▶ **WORK INSTRUCTIONS**
Take the lines from the beginning of the data below through the line holding "#97c5d0 0, #97c5d0" and return exactly those.

====== GIVEN DATA ======

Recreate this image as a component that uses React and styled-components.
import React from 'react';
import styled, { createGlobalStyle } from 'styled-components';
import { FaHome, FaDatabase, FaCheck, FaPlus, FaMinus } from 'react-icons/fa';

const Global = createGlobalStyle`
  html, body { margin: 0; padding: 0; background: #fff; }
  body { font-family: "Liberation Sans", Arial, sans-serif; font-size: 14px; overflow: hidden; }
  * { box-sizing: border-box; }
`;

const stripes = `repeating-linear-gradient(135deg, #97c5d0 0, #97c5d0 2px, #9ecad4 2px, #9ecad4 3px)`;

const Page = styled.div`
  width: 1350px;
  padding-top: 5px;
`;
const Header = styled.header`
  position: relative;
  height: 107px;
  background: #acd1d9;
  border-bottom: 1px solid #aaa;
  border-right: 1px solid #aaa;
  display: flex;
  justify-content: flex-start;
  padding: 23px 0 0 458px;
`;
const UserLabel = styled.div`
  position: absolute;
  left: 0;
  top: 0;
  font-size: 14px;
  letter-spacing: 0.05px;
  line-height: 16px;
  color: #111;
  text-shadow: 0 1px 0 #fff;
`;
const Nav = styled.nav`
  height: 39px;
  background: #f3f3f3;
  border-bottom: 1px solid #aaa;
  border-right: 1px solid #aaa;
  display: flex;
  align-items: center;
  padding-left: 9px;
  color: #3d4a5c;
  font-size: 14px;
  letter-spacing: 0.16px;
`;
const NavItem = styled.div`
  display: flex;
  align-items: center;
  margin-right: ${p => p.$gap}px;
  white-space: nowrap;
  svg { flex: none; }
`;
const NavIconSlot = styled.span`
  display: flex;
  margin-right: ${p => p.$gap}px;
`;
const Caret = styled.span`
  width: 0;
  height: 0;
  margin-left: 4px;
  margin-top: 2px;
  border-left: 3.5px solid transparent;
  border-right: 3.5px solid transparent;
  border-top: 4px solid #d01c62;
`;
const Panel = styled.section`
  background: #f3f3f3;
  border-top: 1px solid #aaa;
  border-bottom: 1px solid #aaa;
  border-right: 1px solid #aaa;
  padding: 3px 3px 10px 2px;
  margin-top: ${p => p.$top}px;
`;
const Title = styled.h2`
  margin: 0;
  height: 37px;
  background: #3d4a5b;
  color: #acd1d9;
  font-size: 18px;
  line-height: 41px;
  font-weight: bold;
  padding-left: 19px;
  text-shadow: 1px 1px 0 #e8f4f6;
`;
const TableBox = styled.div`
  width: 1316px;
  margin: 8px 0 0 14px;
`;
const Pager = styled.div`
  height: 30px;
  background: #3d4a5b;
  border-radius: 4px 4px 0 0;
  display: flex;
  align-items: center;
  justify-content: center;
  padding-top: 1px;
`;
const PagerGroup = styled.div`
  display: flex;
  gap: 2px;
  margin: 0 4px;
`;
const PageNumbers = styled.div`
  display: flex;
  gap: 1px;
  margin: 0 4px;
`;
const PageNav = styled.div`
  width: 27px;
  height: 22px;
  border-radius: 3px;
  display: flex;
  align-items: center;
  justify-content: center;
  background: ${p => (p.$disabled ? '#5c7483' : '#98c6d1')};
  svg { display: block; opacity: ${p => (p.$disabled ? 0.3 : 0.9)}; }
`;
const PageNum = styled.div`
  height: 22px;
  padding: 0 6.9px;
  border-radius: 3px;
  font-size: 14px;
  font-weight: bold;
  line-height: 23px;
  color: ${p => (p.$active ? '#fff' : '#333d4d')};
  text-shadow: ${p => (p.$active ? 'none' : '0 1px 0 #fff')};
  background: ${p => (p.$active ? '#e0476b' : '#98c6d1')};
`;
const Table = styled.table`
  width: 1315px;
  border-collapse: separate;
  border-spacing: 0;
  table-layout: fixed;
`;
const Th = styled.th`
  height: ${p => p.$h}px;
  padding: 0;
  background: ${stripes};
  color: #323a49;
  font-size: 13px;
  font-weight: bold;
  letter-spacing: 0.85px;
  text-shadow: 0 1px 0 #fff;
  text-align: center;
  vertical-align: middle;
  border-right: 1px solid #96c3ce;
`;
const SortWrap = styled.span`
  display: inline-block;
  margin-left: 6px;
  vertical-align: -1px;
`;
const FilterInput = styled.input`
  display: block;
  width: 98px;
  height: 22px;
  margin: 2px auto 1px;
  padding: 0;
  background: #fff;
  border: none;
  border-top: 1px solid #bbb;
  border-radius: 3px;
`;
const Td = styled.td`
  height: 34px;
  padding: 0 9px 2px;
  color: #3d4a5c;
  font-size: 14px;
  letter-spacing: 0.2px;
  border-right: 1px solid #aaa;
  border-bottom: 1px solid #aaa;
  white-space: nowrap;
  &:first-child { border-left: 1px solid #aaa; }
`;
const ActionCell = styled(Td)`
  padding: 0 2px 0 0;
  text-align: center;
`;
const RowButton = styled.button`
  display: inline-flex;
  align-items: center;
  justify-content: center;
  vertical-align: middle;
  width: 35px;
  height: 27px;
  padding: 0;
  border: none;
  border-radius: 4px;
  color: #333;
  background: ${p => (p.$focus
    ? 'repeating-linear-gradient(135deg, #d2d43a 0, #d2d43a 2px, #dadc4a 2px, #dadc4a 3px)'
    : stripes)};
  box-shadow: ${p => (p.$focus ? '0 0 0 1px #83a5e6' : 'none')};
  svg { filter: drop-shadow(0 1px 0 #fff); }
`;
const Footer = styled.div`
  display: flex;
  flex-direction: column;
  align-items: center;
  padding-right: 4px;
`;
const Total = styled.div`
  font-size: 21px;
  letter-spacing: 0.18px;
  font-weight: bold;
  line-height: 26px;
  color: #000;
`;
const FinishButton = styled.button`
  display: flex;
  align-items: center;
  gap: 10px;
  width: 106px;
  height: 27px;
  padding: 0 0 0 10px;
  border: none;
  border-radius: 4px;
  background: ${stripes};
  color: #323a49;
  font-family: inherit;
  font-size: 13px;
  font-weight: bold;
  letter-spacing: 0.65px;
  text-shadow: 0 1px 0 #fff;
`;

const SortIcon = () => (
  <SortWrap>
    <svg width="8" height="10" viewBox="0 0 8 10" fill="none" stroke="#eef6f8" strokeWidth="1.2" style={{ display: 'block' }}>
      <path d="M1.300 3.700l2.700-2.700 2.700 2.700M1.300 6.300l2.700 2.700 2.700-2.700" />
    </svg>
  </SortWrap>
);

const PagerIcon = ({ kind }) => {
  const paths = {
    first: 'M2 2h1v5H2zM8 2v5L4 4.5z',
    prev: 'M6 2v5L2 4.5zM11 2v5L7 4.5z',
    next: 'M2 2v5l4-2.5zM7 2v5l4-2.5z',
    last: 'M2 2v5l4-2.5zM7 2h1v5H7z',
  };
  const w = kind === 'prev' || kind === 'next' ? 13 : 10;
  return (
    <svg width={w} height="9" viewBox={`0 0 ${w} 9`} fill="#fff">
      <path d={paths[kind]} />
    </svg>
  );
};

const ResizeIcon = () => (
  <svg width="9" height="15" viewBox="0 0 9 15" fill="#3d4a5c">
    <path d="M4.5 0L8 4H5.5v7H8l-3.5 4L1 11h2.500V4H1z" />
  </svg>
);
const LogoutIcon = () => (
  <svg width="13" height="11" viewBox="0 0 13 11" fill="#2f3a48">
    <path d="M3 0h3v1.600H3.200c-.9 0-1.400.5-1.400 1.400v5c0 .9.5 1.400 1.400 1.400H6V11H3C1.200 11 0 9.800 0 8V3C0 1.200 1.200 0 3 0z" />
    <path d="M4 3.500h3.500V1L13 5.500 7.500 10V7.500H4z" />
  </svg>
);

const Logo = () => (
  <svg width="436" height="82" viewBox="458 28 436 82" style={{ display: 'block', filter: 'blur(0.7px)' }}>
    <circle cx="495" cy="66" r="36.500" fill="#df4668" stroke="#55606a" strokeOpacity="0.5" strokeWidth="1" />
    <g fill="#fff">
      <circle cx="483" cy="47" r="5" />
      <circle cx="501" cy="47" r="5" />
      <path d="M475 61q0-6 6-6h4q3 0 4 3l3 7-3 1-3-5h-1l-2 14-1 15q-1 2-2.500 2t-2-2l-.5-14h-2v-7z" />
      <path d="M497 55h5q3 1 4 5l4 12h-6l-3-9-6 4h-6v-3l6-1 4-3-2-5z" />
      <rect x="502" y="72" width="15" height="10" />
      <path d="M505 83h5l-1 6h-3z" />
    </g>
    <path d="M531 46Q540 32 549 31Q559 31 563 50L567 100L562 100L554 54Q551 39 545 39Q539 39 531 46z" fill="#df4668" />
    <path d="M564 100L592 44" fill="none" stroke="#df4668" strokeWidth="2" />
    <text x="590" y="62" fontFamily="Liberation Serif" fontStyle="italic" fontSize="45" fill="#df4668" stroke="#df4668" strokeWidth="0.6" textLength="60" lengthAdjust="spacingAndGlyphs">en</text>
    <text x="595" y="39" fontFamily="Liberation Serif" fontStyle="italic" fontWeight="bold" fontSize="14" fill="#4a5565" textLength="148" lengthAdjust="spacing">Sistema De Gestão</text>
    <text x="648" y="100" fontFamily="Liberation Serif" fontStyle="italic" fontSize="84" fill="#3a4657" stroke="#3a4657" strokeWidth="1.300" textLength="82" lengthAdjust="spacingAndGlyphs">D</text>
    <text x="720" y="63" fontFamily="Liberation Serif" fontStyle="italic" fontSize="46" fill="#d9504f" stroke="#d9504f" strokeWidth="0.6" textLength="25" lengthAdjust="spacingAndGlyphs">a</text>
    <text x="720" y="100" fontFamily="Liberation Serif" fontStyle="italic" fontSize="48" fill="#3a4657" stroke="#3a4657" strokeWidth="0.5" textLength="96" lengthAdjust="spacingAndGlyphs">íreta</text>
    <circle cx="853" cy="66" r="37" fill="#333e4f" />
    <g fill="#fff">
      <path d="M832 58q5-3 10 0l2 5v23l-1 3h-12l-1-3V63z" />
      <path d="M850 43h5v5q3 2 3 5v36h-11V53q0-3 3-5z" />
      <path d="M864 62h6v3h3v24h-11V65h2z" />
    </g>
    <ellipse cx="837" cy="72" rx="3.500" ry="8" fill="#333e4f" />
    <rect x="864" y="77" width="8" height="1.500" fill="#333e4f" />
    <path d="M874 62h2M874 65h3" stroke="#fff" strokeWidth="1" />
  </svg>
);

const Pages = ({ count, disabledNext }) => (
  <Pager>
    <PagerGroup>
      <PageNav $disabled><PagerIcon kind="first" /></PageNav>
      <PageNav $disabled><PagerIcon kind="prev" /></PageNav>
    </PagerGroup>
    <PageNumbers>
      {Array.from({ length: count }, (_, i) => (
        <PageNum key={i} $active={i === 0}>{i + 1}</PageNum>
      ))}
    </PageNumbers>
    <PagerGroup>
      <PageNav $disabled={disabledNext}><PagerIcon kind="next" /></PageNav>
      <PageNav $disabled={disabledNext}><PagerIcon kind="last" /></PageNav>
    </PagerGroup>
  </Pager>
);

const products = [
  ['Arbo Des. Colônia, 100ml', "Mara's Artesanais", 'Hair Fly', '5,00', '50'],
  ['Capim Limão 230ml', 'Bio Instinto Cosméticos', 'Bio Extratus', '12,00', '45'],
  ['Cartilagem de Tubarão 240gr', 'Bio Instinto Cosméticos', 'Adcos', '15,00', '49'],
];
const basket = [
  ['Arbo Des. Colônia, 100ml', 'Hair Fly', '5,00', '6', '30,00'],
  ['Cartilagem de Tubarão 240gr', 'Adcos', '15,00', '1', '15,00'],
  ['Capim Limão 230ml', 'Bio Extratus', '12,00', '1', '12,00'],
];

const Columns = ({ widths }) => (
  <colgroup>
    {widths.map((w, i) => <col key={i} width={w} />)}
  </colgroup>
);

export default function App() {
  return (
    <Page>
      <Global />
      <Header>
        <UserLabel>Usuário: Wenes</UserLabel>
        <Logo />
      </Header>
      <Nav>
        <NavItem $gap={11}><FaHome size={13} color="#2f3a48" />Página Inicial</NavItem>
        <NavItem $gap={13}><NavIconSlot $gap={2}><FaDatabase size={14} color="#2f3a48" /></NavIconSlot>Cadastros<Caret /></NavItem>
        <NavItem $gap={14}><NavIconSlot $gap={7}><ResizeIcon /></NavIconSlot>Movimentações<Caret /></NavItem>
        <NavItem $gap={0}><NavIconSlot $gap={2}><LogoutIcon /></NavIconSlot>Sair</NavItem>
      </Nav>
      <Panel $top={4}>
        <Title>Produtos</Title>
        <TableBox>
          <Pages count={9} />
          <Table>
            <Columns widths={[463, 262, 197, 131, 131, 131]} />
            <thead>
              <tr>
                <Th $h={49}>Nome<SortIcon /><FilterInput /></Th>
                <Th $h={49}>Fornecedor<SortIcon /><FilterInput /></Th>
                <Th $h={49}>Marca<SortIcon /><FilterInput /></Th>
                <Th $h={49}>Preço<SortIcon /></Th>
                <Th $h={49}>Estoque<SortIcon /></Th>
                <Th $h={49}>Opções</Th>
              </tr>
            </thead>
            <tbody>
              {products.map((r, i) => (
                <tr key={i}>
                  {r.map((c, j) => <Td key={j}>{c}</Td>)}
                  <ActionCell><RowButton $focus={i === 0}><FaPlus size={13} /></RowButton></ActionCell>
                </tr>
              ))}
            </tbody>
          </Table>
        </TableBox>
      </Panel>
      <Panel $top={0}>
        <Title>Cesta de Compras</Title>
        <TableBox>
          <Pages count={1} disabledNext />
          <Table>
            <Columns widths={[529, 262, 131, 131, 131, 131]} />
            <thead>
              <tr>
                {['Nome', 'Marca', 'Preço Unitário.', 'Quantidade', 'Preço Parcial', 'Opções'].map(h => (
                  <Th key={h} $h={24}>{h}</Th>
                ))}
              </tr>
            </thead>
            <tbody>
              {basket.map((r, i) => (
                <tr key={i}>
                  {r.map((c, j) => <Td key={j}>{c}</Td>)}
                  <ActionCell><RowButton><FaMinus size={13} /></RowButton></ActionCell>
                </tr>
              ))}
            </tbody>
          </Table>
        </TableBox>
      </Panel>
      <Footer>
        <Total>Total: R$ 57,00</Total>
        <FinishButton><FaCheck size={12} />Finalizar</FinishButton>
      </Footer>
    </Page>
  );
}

======

▶ **WRITTEN REPLY**
Recreate this image as a component that uses React and styled-components.
import React from 'react';
import styled, { createGlobalStyle } from 'styled-components';
import { FaHome, FaDatabase, FaCheck, FaPlus, FaMinus } from 'react-icons/fa';

const Global = createGlobalStyle`
  html, body { margin: 0; padding: 0; background: #fff; }
  body { font-family: "Liberation Sans", Arial, sans-serif; font-size: 14px; overflow: hidden; }
  * { box-sizing: border-box; }
`;

const stripes = `repeating-linear-gradient(135deg, #97c5d0 0, #97c5d0 2px, #9ecad4 2px, #9ecad4 3px)`;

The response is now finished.